Mistake 2: Automating without a baseline measurement
If you did not complete the Step 1 audit before building, you cannot demonstrate ROI. Go back and reconstruct a before-state from recent calendar data, email logs, and ATS timestamps. You need a number to compare against.
Mistake 3: Building all five steps simultaneously
Parallel builds create parallel failure points. If three automations go live on the same day and something breaks, you cannot isolate which trigger caused the issue. Build in sequence. Verify each step before starting the next.
Mistake 4: Ignoring the error-handling logic
Every trigger needs a failure path. What happens if the ATS webhook fires but the calendar API times out? What happens if a feedback form link expires before the interviewer opens it? Design the error condition before you finalize the success path.

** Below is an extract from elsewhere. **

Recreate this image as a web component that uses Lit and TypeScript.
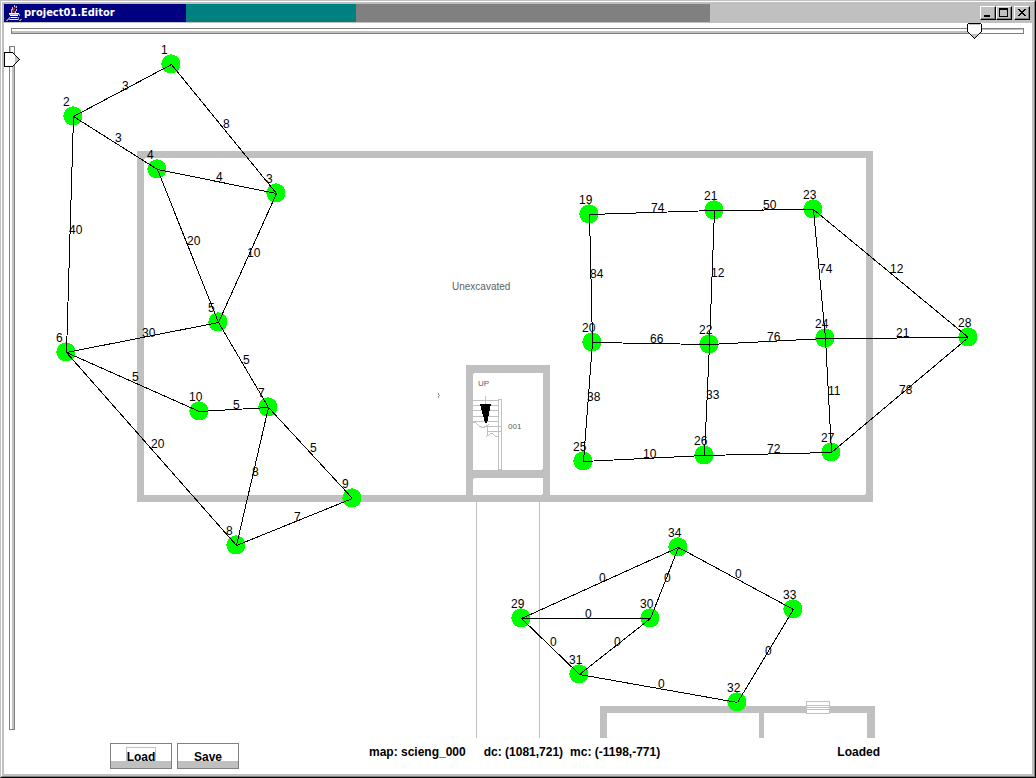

Mistake 5: Treating automation as a one-time build
ATS platforms update. Calendar APIs change scopes. Email deliverability rules shift. Automation requires quarterly reviews — not daily monitoring, but deliberate checks every 90 days to confirm all triggers are still firing correctly and that no upstream system change broke a workflow silently.
Next Steps
Once all five automation layers are live and verified, you are ready to extend the system. The natural next expansions are candidate segmentation and nurturing (building re-engagement sequences for silver-medalist candidates in your ATS), AI-assisted scoring at the screening stage (now that your data is clean enough to feed a model reliably), and predictive pipeline analytics (using historical stage-transition data to forecast time-to-hire by role type).
For ROI quantification before you expand, see our guide on how to calculate ATS automation ROI and reduce HR costs. For a real-world example of what these automations produce at scale, review the 40% drop-off reduction achieved through recruiting automation case study.
The operational gap between a digital filing cabinet and a system that runs itself is not a technology gap. It is fifteen to twenty hours of deliberate build work. Start with the audit. Build in sequence. Measure every step. That is the entire process.